DATA EXTRACT ->
========================

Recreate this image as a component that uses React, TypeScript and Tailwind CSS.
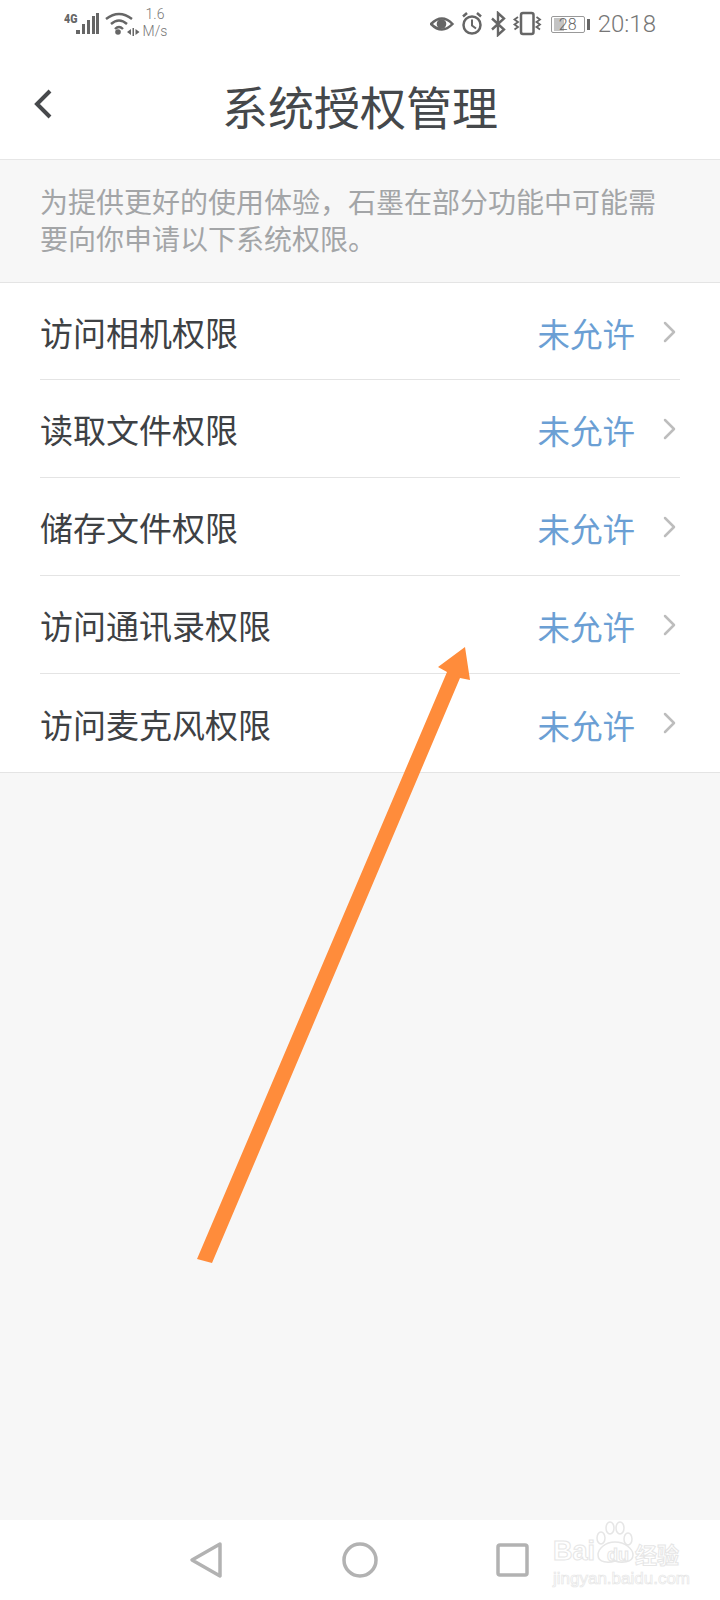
import React from "react";

const rows = ["访问相机权限", "读取文件权限", "储存文件权限", "访问通讯录权限", "访问麦克风权限"];
const cjk = { fontFamily: '"Noto Sans CJK SC", "Noto Sans", sans-serif' };

function StatusLeft() {
  return (
    <div className="flex items-start">
      <svg width="110" height="40" viewBox="0 0 110 40" className="mt-[5px]" fill="#666">
        <text x="0" y="18" fontSize="12.500" fontWeight="900" fontFamily="Roboto, sans-serif" transform="scale(0.85 1)">4G</text>
        <rect x="12" y="25" width="4" height="4" />
        <rect x="18" y="19" width="3" height="10" />
        <rect x="23" y="15" width="3" height="14" />
        <rect x="28" y="11" width="3" height="18" />
        <rect x="32" y="8" width="3" height="21" />
        <g fill="none" stroke="#666" strokeWidth="2.400">
          <path d="M42 14 Q55 4 68 14" />
          <path d="M47 19 Q55 12 63 19" />
          <path d="M51 24 Q55 20 59 24" />
        </g>
        <circle cx="54" cy="27" r="2.800" />
        <path d="M63 27 l4-3 v6z M68.500 23 h1.500 v8 h-1.500z M71.500 24 l4 3 -4 3z" />
      </svg>
      <div className="ml-[-37px] mt-[6px] w-[36px] text-center text-[14px] leading-[17px] text-[#777]" style={{ fontFamily: "Roboto, sans-serif" }}>
        <div className="font-light">1.6</div>
        <div className="font-light">M/s</div>
      </div>
    </div>
  );
}

function StatusRight() {
  return (
    <div className="flex items-center">
      <svg width="113" height="26" viewBox="0 0 113 26" fill="none" stroke="#666" strokeWidth="2.500">
        <path d="M1 13 Q12 2 22.500 13 Q12 24 1 13Z" />
        <circle cx="11.500" cy="13" r="4.800" fill="#666" stroke="none" />
        <circle cx="42" cy="14" r="8.500" />
        <path d="M42 8.500 v6 l4 3" strokeWidth="2" />
        <path d="M33 5.500 l4-3.500 M51 5.500 l-4-3.500" />
        <path d="M62 7.500 l12 11 -6 5.500 v-22 l6 5.500 -12 11" strokeWidth="2.400" />
        <rect x="91" y="2" width="12.500" height="21" rx="2" />
        <path d="M88 6 l-3.500 2.500 3.500 2.500 -3.500 2.500 3.500 2.500 -3.500 2.500 M106.500 6 l3.500 2.500 -3.500 2.500 3.500 2.500 -3.500 2.500 3.500 2.500" strokeWidth="1.800" />
      </svg>
      <div className="ml-[8px] flex items-center">
        <div className="relative flex h-[17px] w-[34px] items-center justify-center rounded-[2px] border border-[#999] text-[16px] font-light leading-[15px] text-[#666]" style={{ fontFamily: "Roboto, sans-serif" }}>
          <div className="absolute left-[2px] top-[1px] h-[13px] w-[10px] bg-[#c4c4c4]" />
          <span className="relative">28</span>
        </div>
        <div className="ml-[2px] h-[11px] w-[3px] bg-[#666]" />
      </div>
      <div className="ml-[8px] text-[24px] font-light leading-none text-[#777]" style={{ fontFamily: "Roboto, sans-serif" }}>20:18</div>
    </div>
  );
}

function Row({ label, last, first }: { label: string; last: boolean; first: boolean }) {
  return (
    <div className={`mx-[40px] flex items-center justify-between ${first ? "h-[97px] pt-[5px]" : "h-[98px] pt-[4px]"} ${last ? "" : "border-b border-[#e4e4e4]"}`}>
      <span className="mt-[-2px] text-[33px] leading-none text-[#3e4144]">{label}</span>
      <div className="flex items-center">
        <span className="text-[32.500px] leading-none text-[#6b9fd4]">未允许</span>
        <svg width="16" height="24" viewBox="0 0 16 24" fill="none" stroke="#bdbdbd" strokeWidth="2.500" strokeLinecap="round" strokeLinejoin="round" className="ml-[27px] mr-[2px] mt-[-4px]">
          <path d="M3 3 L12 12 L3 21" />
        </svg>
      </div>
    </div>
  );
}

export default function App() {
  return (
    <div className="relative flex h-[1600px] w-[720px] flex-col overflow-hidden bg-[#f7f7f7]" style={cjk}>
      <header className="h-[160px] shrink-0 border-b border-[#e6e6e6] bg-white">
        <div className="flex h-[50px] items-start justify-between pl-[64px] pr-[64px]">
          <StatusLeft />
          <div className="mt-[11px]"><StatusRight /></div>
        </div>
        <div className="relative flex h-[109px] items-center justify-center">
          <svg width="20" height="30" viewBox="0 0 20 30" fill="none" stroke="#47494c" strokeWidth="4" className="absolute left-[33px] top-[39px]">
            <path d="M17 2 L4 15 L17 28" />
          </svg>
          <h1 className="text-[46px] font-normal leading-none text-[#45484b]">系统授权管理</h1>
        </div>
      </header>

      <div className="h-[123px] shrink-0 border-b border-[#e4e4e4] px-[40px] pt-[23px] text-[28px] leading-[37px] text-[#a3a5a7]">
        <p className="whitespace-nowrap">为提供更好的使用体验，石墨在部分功能中可能需</p>
        <p className="whitespace-nowrap">要向你申请以下系统权限。</p>
      </div>

      <div className="shrink-0 border-b border-[#e4e4e4] bg-white">
        {rows.map((r, i) => (
          <Row key={r} label={r} first={i === 0} last={i === rows.length - 1} />
        ))}
      </div>

      <div className="flex-1" />

      <nav className="relative h-[80px] shrink-0 bg-white">
        <svg width="720" height="80" viewBox="0 1520 720 80" fill="none" stroke="#b2b2b2" strokeWidth="3.500" strokeLinejoin="round">
          <path d="M220 1544 L192 1560 L220 1576Z" />
          <circle cx="360" cy="1560" r="16" />
          <rect x="498" y="1545" width="29" height="30" rx="2" />
        </svg>
        <div className="absolute left-[553px] top-[18px] text-[27px] font-bold leading-none text-transparent [-webkit-text-stroke:1px_#e6e6e6]" style={{ fontFamily: '"Liberation Sans", sans-serif' }}>Bai</div>
        <div className="absolute left-[607px] top-[26px] text-[18px] font-bold leading-none text-transparent [-webkit-text-stroke:1px_#e6e6e6]" style={{ fontFamily: '"Liberation Sans", sans-serif' }}>du</div>
        <div className="absolute left-[635px] top-[22px] text-[22px] font-bold leading-none text-transparent [-webkit-text-stroke:1px_#e6e6e6]">经验</div>
        <div className="absolute left-[553px] top-[50px] text-[17px] leading-none text-transparent [-webkit-text-stroke:0.7px_#e6e6e6]" style={{ fontFamily: '"Liberation Sans", sans-serif' }}>
          jingyan.baidu.com
        </div>
      </nav>

      <svg className="absolute left-0 top-0" width="720" height="1600" viewBox="0 0 720 1600">
        <path d="M465 647 L438 667 L447 672 L197 1259 L212 1263 L460 678 L470 680 Z" fill="#ff8c3b" />
        <g fill="none" stroke="#e6e6e6" strokeWidth="1.500">
          <ellipse cx="601" cy="1538" rx="4" ry="6" />
          <ellipse cx="610" cy="1528" rx="4" ry="6" />
          <ellipse cx="620" cy="1528" rx="4" ry="6" />
          <ellipse cx="628" cy="1539" rx="4" ry="6" />
          <path d="M615 1542 C605 1542 598 1549 598 1555 C598 1563 609 1563 615 1561 C621 1563 633 1563 633 1555 C633 1549 625 1542 615 1542Z" />
        </g>
      </svg>
    </div>
  );
}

========================

SHORT EXERCISE -> Make an exact reproduction of the listing above, without any pictures.

SOLUTION FOR THIS PROBLEM ->
Recreate this image as a component that uses React, TypeScript and Tailwind CSS.
import React from "react";

const rows = ["访问相机权限", "读取文件权限", "储存文件权限", "访问通讯录权限", "访问麦克风权限"];
const cjk = { fontFamily: '"Noto Sans CJK SC", "Noto Sans", sans-serif' };

function StatusLeft() {
  return (
    <div className="flex items-start">
      <svg width="110" height="40" viewBox="0 0 110 40" className="mt-[5px]" fill="#666">
        <text x="0" y="18" fontSize="12.500" fontWeight="900" fontFamily="Roboto, sans-serif" transform="scale(0.85 1)">4G</text>
        <rect x="12" y="25" width="4" height="4" />
        <rect x="18" y="19" width="3" height="10" />
        <rect x="23" y="15" width="3" height="14" />
        <rect x="28" y="11" width="3" height="18" />
        <rect x="32" y="8" width="3" height="21" />
        <g fill="none" stroke="#666" strokeWidth="2.400">
          <path d="M42 14 Q55 4 68 14" />
          <path d="M47 19 Q55 12 63 19" />
          <path d="M51 24 Q55 20 59 24" />
        </g>
        <circle cx="54" cy="27" r="2.800" />
        <path d="M63 27 l4-3 v6z M68.500 23 h1.500 v8 h-1.500z M71.500 24 l4 3 -4 3z" />
      </svg>
      <div className="ml-[-37px] mt-[6px] w-[36px] text-center text-[14px] leading-[17px] text-[#777]" style={{ fontFamily: "Roboto, sans-serif" }}>
        <div className="font-light">1.6</div>
        <div className="font-light">M/s</div>
      </div>
    </div>
  );
}

function StatusRight() {
  return (
    <div className="flex items-center">
      <svg width="113" height="26" viewBox="0 0 113 26" fill="none" stroke="#666" strokeWidth="2.500">
        <path d="M1 13 Q12 2 22.500 13 Q12 24 1 13Z" />
        <circle cx="11.500" cy="13" r="4.800" fill="#666" stroke="none" />
        <circle cx="42" cy="14" r="8.500" />
        <path d="M42 8.500 v6 l4 3" strokeWidth="2" />
        <path d="M33 5.500 l4-3.500 M51 5.500 l-4-3.500" />
        <path d="M62 7.500 l12 11 -6 5.500 v-22 l6 5.500 -12 11" strokeWidth="2.400" />
        <rect x="91" y="2" width="12.500" height="21" rx="2" />
        <path d="M88 6 l-3.500 2.500 3.500 2.500 -3.500 2.500 3.500 2.500 -3.500 2.500 M106.500 6 l3.500 2.500 -3.500 2.500 3.500 2.500 -3.500 2.500 3.500 2.500" strokeWidth="1.800" />
      </svg>
      <div className="ml-[8px] flex items-center">
        <div className="relative flex h-[17px] w-[34px] items-center justify-center rounded-[2px] border border-[#999] text-[16px] font-light leading-[15px] text-[#666]" style={{ fontFamily: "Roboto, sans-serif" }}>
          <div className="absolute left-[2px] top-[1px] h-[13px] w-[10px] bg-[#c4c4c4]" />
          <span className="relative">28</span>
        </div>
        <div className="ml-[2px] h-[11px] w-[3px] bg-[#666]" />
      </div>
      <div className="ml-[8px] text-[24px] font-light leading-none text-[#777]" style={{ fontFamily: "Roboto, sans-serif" }}>20:18</div>
    </div>
  );
}

function Row({ label, last, first }: { label: string; last: boolean; first: boolean }) {
  return (
    <div className={`mx-[40px] flex items-center justify-between ${first ? "h-[97px] pt-[5px]" : "h-[98px] pt-[4px]"} ${last ? "" : "border-b border-[#e4e4e4]"}`}>
      <span className="mt-[-2px] text-[33px] leading-none text-[#3e4144]">{label}</span>
      <div className="flex items-center">
        <span className="text-[32.500px] leading-none text-[#6b9fd4]">未允许</span>
        <svg width="16" height="24" viewBox="0 0 16 24" fill="none" stroke="#bdbdbd" strokeWidth="2.500" strokeLinecap="round" strokeLinejoin="round" className="ml-[27px] mr-[2px] mt-[-4px]">
          <path d="M3 3 L12 12 L3 21" />
        </svg>
      </div>
    </div>
  );
}

export default function App() {
  return (
    <div className="relative flex h-[1600px] w-[720px] flex-col overflow-hidden bg-[#f7f7f7]" style={cjk}>
      <header className="h-[160px] shrink-0 border-b border-[#e6e6e6] bg-white">
        <div className="flex h-[50px] items-start justify-between pl-[64px] pr-[64px]">
          <StatusLeft />
          <div className="mt-[11px]"><StatusRight /></div>
        </div>
        <div className="relative flex h-[109px] items-center justify-center">
          <svg width="20" height="30" viewBox="0 0 20 30" fill="none" stroke="#47494c" strokeWidth="4" className="absolute left-[33px] top-[39px]">
            <path d="M17 2 L4 15 L17 28" />
          </svg>
          <h1 className="text-[46px] font-normal leading-none text-[#45484b]">系统授权管理</h1>
        </div>
      </header>

      <div className="h-[123px] shrink-0 border-b border-[#e4e4e4] px-[40px] pt-[23px] text-[28px] leading-[37px] text-[#a3a5a7]">
        <p className="whitespace-nowrap">为提供更好的使用体验，石墨在部分功能中可能需</p>
        <p className="whitespace-nowrap">要向你申请以下系统权限。</p>
      </div>

      <div className="shrink-0 border-b border-[#e4e4e4] bg-white">
        {rows.map((r, i) => (
          <Row key={r} label={r} first={i === 0} last={i === rows.length - 1} />
        ))}
      </div>

      <div className="flex-1" />

      <nav className="relative h-[80px] shrink-0 bg-white">
        <svg width="720" height="80" viewBox="0 1520 720 80" fill="none" stroke="#b2b2b2" strokeWidth="3.500" strokeLinejoin="round">
          <path d="M220 1544 L192 1560 L220 1576Z" />
          <circle cx="360" cy="1560" r="16" />
          <rect x="498" y="1545" width="29" height="30" rx="2" />
        </svg>
        <div className="absolute left-[553px] top-[18px] text-[27px] font-bold leading-none text-transparent [-webkit-text-stroke:1px_#e6e6e6]" style={{ fontFamily: '"Liberation Sans", sans-serif' }}>Bai</div>
        <div className="absolute left-[607px] top-[26px] text-[18px] font-bold leading-none text-transparent [-webkit-text-stroke:1px_#e6e6e6]" style={{ fontFamily: '"Liberation Sans", sans-serif' }}>du</div>
        <div className="absolute left-[635px] top-[22px] text-[22px] font-bold leading-none text-transparent [-webkit-text-stroke:1px_#e6e6e6]">经验</div>
        <div className="absolute left-[553px] top-[50px] text-[17px] leading-none text-transparent [-webkit-text-stroke:0.7px_#e6e6e6]" style={{ fontFamily: '"Liberation Sans", sans-serif' }}>
          jingyan.baidu.com
        </div>
      </nav>

      <svg className="absolute left-0 top-0" width="720" height="1600" viewBox="0 0 720 1600">
        <path d="M465 647 L438 667 L447 672 L197 1259 L212 1263 L460 678 L470 680 Z" fill="#ff8c3b" />
        <g fill="none" stroke="#e6e6e6" strokeWidth="1.500">
          <ellipse cx="601" cy="1538" rx="4" ry="6" />
          <ellipse cx="610" cy="1528" rx="4" ry="6" />
          <ellipse cx="620" cy="1528" rx="4" ry="6" />
          <ellipse cx="628" cy="1539" rx="4" ry="6" />
          <path d="M615 1542 C605 1542 598 1549 598 1555 C598 1563 609 1563 615 1561 C621 1563 633 1563 633 1555 C633 1549 625 1542 615 1542Z" />
        </g>
      </svg>
    </div>
  );
}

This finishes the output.